### [What you will do]
State the number of lines in these records that include the word "image", and add nothing to it.

### [Given data]

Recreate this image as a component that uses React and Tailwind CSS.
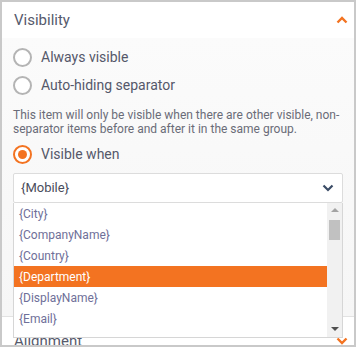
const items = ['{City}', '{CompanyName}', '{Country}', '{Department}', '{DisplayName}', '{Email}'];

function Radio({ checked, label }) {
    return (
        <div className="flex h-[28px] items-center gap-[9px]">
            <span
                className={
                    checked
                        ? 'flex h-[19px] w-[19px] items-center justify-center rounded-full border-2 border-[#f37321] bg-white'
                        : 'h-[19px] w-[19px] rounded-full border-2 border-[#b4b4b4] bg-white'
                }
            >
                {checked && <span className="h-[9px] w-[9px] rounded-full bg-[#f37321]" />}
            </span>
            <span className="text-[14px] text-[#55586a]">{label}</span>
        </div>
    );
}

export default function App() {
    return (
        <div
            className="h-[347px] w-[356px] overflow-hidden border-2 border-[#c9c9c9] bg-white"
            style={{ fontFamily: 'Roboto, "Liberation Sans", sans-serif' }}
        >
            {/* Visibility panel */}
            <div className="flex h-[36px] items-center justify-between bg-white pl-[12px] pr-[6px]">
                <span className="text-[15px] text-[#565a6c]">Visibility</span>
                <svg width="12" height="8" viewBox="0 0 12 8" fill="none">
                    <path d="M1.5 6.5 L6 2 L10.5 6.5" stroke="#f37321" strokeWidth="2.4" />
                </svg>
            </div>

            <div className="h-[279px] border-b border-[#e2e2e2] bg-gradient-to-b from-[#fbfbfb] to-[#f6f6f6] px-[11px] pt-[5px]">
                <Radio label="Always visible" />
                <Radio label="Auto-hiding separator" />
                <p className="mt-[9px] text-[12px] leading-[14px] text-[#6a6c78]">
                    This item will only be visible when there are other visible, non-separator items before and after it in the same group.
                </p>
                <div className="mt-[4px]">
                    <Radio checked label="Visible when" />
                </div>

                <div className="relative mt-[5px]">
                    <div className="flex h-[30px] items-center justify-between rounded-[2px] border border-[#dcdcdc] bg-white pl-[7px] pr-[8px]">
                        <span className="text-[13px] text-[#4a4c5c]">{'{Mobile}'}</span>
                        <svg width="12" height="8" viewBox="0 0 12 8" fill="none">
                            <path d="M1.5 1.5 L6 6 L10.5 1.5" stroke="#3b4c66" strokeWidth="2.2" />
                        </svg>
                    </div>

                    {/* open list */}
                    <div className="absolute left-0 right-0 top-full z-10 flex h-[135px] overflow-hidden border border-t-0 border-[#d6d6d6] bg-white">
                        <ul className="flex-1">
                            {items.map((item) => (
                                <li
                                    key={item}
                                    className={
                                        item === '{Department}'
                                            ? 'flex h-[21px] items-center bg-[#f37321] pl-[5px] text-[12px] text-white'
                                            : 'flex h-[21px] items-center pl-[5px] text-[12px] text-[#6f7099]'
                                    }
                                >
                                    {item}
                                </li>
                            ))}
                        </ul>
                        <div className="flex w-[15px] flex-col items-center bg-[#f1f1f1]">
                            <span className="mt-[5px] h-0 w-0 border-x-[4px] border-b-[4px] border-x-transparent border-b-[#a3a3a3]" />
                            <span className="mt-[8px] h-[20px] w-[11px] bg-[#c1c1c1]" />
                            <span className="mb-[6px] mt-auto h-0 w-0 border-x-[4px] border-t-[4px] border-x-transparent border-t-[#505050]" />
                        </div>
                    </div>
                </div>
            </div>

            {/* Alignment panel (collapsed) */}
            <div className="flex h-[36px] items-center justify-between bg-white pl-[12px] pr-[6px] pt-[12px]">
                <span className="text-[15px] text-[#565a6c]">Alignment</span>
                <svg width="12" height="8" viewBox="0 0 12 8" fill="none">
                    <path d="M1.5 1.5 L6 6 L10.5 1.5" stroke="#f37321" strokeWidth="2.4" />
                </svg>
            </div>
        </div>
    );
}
--
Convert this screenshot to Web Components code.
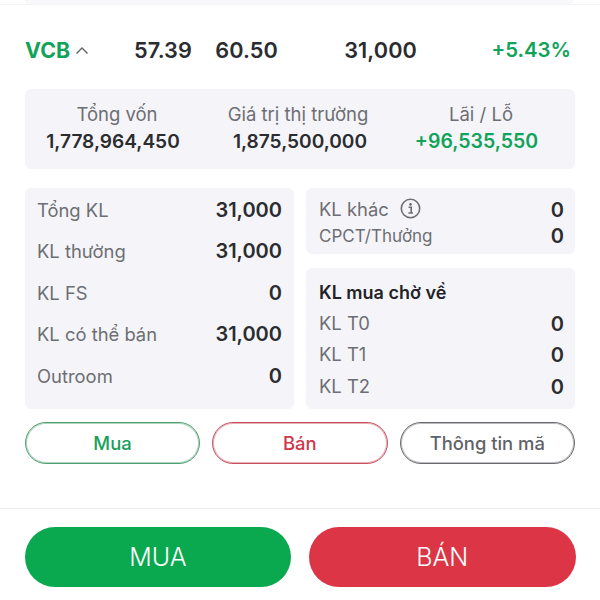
---
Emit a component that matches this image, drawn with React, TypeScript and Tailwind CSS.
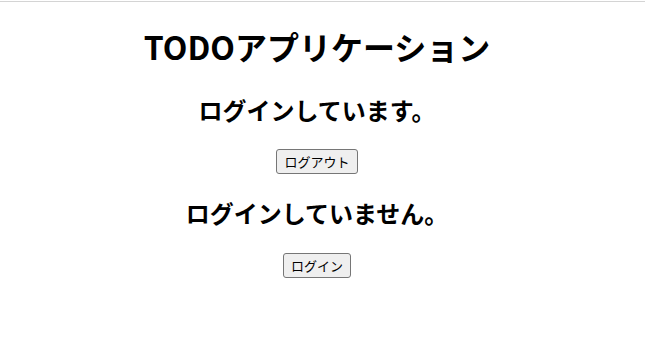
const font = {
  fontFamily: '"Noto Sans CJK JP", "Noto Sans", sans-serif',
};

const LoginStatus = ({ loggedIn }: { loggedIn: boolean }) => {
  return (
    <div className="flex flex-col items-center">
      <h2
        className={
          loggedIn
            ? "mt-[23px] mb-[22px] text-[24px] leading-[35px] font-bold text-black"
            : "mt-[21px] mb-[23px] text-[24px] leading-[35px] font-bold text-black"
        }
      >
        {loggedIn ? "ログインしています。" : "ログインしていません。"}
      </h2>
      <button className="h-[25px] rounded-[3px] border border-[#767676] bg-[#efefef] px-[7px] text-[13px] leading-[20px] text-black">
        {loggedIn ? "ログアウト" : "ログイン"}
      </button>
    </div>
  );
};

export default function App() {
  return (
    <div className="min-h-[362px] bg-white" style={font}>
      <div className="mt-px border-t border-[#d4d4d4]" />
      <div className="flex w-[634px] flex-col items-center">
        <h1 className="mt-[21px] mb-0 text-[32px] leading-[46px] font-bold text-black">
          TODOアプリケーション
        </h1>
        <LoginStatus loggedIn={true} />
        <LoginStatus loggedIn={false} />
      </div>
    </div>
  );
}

### [Exercise solution]
2